[START OF Data segment]

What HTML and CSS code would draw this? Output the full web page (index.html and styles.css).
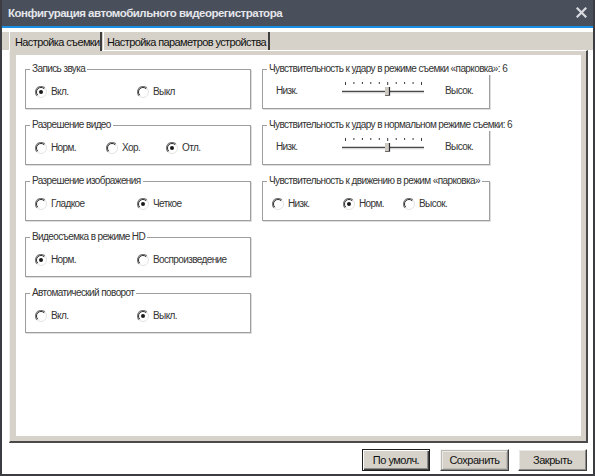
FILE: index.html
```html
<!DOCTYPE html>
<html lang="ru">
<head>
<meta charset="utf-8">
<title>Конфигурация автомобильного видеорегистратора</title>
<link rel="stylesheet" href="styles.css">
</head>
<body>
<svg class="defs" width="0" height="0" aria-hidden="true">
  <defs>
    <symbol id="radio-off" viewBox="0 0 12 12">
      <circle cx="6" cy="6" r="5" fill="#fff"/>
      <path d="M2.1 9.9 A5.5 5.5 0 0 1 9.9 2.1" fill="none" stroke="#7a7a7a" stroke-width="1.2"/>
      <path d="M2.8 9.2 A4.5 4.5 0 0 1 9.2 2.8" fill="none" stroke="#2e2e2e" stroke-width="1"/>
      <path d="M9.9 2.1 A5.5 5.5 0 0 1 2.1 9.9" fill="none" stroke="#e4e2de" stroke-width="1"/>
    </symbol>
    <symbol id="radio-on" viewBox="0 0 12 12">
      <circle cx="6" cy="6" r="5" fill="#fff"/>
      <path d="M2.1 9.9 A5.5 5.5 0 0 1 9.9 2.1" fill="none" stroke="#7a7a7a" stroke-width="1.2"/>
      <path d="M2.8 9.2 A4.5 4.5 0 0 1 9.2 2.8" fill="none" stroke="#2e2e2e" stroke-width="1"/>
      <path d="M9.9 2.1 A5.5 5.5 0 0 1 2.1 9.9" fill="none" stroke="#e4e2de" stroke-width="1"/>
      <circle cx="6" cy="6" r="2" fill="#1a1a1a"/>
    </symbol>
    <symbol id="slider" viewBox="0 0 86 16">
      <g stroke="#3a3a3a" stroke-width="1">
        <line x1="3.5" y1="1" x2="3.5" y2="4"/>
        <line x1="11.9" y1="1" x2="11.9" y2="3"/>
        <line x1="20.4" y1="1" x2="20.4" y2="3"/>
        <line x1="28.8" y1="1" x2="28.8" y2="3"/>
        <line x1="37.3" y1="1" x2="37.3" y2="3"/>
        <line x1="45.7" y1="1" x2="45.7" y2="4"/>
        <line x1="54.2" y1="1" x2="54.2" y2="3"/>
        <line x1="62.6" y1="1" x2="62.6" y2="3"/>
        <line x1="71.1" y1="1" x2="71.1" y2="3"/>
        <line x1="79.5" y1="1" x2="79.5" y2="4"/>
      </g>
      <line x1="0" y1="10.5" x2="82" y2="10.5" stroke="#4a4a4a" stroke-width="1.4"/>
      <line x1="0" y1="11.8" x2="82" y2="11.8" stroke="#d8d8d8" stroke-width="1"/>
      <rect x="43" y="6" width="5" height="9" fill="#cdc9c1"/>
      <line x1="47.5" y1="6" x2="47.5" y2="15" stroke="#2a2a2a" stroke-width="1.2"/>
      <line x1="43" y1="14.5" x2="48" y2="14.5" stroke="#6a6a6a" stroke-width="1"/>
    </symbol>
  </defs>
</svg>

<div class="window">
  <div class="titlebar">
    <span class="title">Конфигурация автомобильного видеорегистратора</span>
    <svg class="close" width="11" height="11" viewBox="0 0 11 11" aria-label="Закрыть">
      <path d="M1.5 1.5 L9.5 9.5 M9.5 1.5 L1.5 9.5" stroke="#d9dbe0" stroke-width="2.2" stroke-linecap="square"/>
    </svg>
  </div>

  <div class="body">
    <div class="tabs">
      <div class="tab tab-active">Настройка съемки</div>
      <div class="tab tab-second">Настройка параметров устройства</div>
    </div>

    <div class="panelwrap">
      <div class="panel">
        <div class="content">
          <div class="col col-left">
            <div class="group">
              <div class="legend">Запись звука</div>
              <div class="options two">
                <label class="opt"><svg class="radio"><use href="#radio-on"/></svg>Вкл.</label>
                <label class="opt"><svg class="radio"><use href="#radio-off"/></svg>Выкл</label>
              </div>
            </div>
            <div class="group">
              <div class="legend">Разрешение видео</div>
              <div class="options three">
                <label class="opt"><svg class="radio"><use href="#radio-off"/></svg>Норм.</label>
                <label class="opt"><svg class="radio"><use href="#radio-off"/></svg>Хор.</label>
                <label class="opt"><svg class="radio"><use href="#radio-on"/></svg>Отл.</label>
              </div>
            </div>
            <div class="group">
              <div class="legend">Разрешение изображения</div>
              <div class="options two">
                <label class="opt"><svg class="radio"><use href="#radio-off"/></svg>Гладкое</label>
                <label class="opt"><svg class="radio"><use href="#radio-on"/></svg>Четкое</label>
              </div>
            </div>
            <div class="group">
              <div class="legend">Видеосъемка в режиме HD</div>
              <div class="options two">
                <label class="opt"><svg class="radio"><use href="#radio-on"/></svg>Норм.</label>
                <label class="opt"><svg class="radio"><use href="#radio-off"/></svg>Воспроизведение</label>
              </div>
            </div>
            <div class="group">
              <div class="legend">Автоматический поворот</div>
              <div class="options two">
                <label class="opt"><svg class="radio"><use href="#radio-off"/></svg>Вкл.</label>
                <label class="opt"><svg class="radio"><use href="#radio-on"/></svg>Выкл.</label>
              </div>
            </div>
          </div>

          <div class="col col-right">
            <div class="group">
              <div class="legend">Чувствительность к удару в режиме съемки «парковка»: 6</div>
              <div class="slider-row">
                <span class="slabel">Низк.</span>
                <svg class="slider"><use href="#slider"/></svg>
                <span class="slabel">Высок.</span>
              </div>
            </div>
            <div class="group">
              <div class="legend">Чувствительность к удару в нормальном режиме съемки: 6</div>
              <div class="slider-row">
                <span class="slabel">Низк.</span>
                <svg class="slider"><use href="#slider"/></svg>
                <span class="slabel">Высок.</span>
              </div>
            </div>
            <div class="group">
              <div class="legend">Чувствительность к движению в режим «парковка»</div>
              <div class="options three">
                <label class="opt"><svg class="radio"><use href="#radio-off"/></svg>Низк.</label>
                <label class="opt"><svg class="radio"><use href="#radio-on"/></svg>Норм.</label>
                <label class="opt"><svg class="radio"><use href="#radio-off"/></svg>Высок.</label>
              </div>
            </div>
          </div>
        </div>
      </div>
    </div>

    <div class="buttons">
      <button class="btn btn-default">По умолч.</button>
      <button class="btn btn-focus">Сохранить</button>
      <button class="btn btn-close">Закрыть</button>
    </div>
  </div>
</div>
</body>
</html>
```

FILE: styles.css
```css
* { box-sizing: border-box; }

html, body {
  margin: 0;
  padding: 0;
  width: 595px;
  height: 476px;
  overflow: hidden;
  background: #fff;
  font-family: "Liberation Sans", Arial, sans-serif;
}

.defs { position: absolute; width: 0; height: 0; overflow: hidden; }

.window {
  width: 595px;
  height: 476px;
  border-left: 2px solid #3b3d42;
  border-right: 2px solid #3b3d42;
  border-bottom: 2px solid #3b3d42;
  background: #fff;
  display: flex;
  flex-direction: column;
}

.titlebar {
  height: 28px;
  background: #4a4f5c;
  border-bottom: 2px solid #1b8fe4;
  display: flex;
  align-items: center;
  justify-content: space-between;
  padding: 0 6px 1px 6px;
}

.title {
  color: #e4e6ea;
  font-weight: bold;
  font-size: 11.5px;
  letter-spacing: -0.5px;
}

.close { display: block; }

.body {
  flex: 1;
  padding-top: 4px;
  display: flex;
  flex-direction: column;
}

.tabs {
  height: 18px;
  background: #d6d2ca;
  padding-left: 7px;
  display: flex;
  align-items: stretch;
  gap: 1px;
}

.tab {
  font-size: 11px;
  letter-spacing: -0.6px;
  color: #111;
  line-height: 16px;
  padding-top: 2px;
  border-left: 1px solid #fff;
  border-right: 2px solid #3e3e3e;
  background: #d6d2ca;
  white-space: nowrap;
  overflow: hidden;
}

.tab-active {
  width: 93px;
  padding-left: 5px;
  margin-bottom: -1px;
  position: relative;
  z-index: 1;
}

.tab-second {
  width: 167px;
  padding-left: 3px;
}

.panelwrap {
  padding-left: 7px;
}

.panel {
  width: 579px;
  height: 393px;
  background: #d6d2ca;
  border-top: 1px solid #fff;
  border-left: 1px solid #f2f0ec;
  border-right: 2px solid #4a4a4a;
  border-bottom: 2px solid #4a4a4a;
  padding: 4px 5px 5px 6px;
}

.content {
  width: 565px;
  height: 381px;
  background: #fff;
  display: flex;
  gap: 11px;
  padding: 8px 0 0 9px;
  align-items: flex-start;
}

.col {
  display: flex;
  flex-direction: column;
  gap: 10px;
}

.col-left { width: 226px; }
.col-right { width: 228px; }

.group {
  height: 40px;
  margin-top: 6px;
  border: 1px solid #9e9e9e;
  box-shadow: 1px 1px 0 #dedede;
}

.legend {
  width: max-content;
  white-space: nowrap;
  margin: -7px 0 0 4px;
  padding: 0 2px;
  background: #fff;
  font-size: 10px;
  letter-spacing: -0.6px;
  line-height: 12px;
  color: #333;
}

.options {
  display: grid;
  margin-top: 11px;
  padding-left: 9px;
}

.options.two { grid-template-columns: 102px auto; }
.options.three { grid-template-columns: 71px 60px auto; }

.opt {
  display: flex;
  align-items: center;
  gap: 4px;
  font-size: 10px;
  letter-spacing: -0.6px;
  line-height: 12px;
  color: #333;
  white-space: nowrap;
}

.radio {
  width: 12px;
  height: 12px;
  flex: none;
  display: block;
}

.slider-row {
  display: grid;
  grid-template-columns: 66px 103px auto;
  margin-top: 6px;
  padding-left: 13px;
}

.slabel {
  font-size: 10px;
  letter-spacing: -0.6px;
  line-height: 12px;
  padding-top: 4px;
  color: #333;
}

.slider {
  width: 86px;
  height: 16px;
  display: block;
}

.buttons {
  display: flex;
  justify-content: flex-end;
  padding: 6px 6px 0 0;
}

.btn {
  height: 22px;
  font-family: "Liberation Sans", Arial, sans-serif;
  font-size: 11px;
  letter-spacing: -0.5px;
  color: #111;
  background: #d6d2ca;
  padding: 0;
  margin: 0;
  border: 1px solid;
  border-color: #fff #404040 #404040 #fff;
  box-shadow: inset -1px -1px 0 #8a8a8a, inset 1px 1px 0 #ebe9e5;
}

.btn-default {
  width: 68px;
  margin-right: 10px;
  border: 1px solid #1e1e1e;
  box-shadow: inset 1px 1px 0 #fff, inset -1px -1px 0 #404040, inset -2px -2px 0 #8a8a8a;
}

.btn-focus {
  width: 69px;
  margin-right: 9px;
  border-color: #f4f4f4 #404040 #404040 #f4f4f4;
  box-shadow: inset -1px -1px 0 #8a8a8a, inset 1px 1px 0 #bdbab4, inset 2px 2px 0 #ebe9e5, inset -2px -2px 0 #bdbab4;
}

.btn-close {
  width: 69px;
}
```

[END OF Data segment]

_What to do:_
Using the material above, count the lines containing the word "styles". Reply with the number alone.

_Written solution:_
3